Goal of the exercise
Look at the data below and print exactly the lines from its first line through the line with "string, string, string];"; the pictures stay out of the copy.

● ● ● ● ● ● ●

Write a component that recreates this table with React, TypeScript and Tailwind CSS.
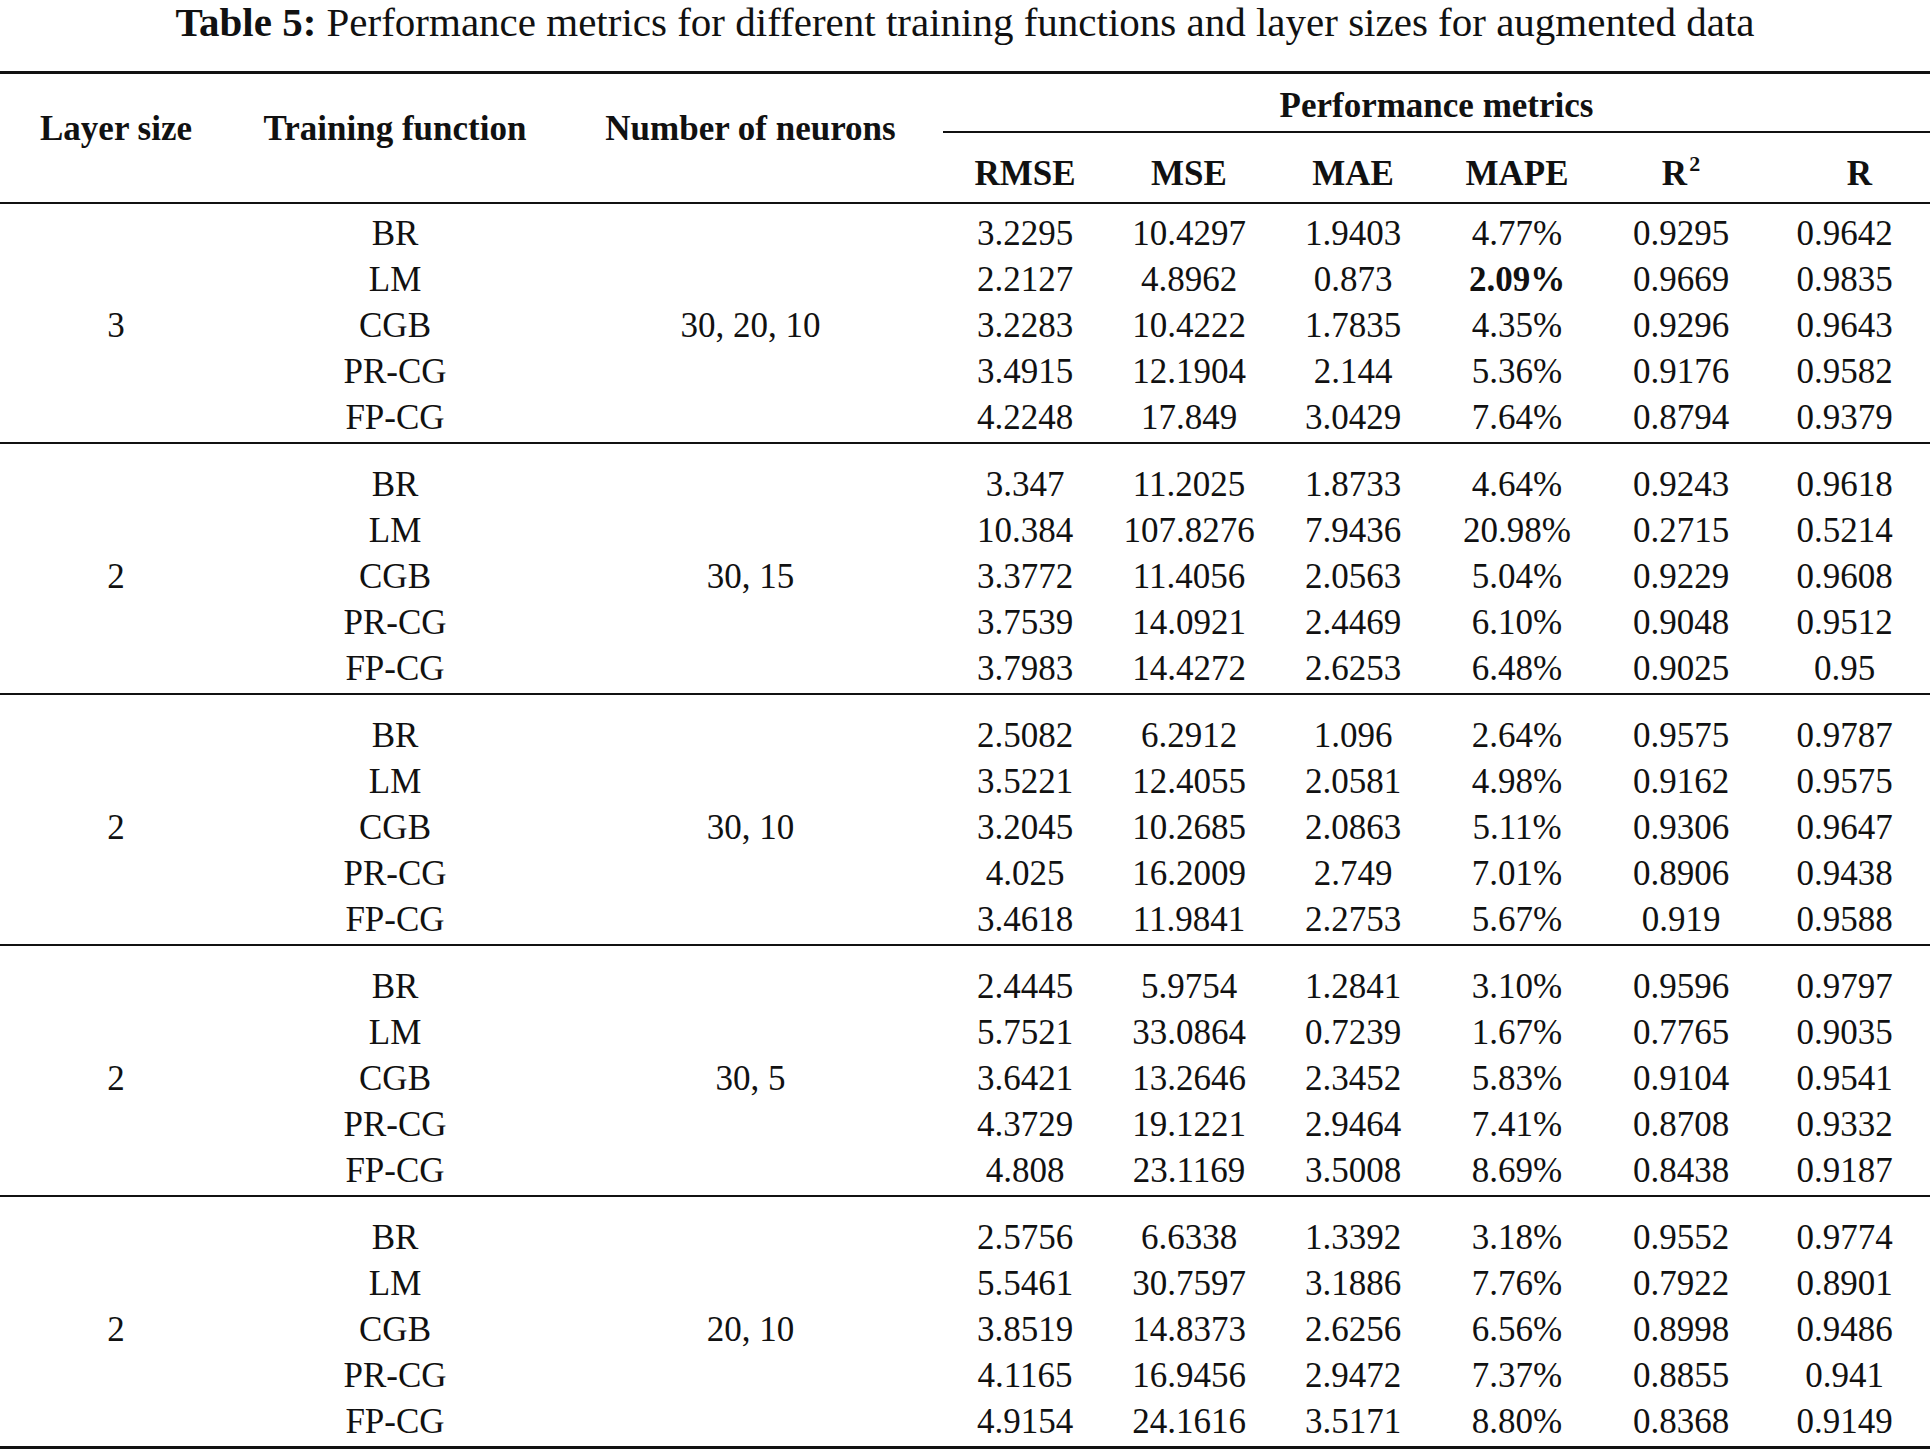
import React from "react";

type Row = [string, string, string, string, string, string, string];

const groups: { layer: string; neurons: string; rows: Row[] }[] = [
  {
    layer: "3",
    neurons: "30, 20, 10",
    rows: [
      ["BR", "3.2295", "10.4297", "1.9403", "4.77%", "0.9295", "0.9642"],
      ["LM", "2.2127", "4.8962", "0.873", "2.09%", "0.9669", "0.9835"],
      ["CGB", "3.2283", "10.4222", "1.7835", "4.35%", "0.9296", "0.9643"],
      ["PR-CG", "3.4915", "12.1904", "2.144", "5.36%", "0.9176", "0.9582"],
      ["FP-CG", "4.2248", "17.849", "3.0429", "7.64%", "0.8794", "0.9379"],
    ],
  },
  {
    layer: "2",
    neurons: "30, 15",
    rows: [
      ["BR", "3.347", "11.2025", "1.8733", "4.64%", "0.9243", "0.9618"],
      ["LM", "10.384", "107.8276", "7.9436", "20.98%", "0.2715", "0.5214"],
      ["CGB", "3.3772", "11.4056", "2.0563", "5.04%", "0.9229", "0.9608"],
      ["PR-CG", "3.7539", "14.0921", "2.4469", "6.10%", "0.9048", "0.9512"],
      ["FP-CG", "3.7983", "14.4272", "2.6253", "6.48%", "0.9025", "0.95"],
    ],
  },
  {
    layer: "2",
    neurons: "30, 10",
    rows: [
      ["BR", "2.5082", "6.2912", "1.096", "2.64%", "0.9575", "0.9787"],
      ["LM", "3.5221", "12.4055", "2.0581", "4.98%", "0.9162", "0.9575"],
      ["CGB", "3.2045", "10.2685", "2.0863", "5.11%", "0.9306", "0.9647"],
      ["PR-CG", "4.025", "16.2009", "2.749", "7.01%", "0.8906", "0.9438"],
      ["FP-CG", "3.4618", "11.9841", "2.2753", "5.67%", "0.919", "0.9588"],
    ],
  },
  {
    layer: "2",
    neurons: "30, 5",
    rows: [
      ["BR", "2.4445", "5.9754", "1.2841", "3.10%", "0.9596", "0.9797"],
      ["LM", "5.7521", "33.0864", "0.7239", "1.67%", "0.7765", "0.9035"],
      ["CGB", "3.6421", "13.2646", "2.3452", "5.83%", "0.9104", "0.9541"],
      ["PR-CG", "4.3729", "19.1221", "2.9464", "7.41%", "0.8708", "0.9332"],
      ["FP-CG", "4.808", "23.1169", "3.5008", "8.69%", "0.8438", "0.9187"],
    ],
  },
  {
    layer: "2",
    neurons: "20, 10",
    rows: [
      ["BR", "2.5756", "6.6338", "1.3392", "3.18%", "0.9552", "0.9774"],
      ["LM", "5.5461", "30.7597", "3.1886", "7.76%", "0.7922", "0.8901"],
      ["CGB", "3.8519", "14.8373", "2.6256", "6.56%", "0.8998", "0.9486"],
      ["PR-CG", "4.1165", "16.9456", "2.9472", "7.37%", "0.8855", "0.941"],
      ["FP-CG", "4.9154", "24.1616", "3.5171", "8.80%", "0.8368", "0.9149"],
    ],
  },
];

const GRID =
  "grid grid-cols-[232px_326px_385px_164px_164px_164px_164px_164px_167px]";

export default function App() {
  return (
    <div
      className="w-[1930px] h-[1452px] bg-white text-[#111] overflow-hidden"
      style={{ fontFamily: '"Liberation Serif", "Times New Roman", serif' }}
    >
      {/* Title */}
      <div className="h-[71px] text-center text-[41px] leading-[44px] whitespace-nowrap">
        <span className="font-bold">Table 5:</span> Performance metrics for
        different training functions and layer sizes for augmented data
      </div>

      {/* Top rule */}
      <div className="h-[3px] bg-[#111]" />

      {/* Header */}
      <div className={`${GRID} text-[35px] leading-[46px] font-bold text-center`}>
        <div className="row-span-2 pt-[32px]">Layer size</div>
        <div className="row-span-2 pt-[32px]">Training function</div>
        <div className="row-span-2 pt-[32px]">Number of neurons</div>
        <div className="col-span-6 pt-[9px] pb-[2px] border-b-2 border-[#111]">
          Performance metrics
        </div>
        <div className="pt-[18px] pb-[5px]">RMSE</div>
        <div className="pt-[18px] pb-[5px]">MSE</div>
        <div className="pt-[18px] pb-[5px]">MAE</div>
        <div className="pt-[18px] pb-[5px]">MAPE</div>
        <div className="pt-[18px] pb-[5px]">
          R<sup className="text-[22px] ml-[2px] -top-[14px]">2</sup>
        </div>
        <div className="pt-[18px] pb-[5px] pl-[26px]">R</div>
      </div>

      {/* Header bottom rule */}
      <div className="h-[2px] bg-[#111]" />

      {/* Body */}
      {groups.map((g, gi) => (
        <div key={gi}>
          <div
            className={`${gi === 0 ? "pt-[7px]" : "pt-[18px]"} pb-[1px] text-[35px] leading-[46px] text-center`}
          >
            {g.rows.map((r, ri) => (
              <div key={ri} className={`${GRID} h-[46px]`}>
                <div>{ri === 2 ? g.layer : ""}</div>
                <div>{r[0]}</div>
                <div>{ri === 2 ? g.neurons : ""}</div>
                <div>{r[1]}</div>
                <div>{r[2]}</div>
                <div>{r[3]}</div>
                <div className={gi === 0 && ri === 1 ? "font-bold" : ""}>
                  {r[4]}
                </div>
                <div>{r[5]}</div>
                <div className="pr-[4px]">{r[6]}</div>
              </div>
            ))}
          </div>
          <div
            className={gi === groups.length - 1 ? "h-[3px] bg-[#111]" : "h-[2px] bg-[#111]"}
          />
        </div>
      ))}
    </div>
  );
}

● ● ● ● ● ● ●

Complete answer
Write a component that recreates this table with React, TypeScript and Tailwind CSS.
import React from "react";

type Row = [string, string, string, string, string, string, string];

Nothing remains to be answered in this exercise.